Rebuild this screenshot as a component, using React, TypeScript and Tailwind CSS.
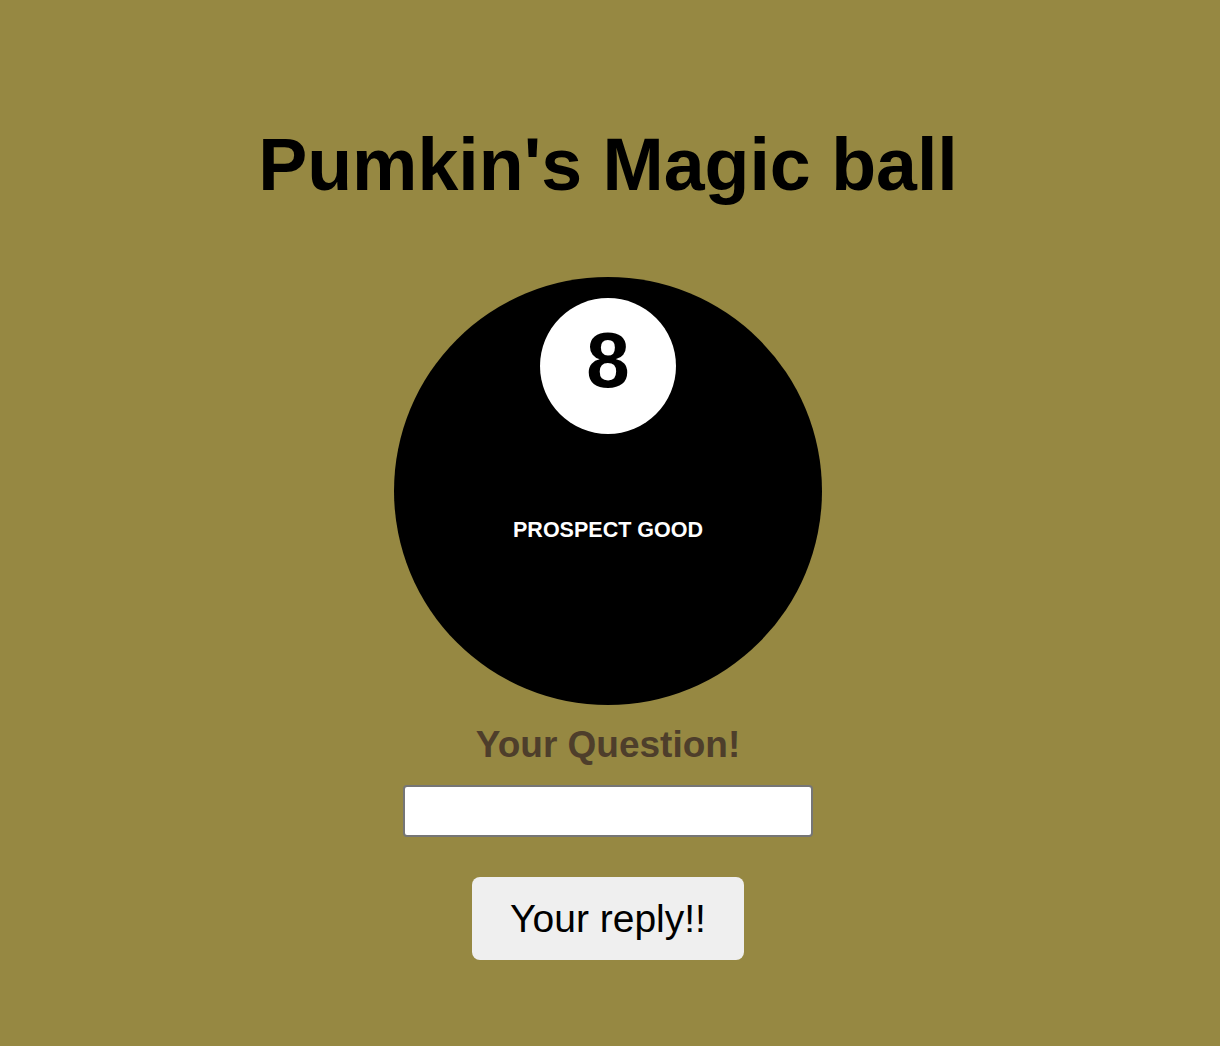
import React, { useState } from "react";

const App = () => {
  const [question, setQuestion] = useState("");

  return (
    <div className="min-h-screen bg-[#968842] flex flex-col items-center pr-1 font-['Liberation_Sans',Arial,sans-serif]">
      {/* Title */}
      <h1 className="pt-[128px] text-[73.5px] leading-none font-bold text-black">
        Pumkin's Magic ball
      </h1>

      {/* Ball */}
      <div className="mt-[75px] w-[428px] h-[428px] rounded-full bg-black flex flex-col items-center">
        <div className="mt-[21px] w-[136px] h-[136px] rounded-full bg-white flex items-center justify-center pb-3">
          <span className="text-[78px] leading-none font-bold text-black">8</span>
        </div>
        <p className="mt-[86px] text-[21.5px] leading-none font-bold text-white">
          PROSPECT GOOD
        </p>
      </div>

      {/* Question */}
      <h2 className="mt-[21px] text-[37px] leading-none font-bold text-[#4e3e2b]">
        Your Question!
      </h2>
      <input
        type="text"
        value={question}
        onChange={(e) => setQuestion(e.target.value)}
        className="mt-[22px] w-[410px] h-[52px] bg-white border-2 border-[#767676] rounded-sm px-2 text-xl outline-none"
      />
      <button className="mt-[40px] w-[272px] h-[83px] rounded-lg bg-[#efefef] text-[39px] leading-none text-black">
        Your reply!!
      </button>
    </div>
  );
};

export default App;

──────

Select every line in the material above where the string "React" occurs, and copy it.

Answer to the problem »
Rebuild this screenshot as a component, using React, TypeScript and Tailwind CSS.
import React, { useState } from "react";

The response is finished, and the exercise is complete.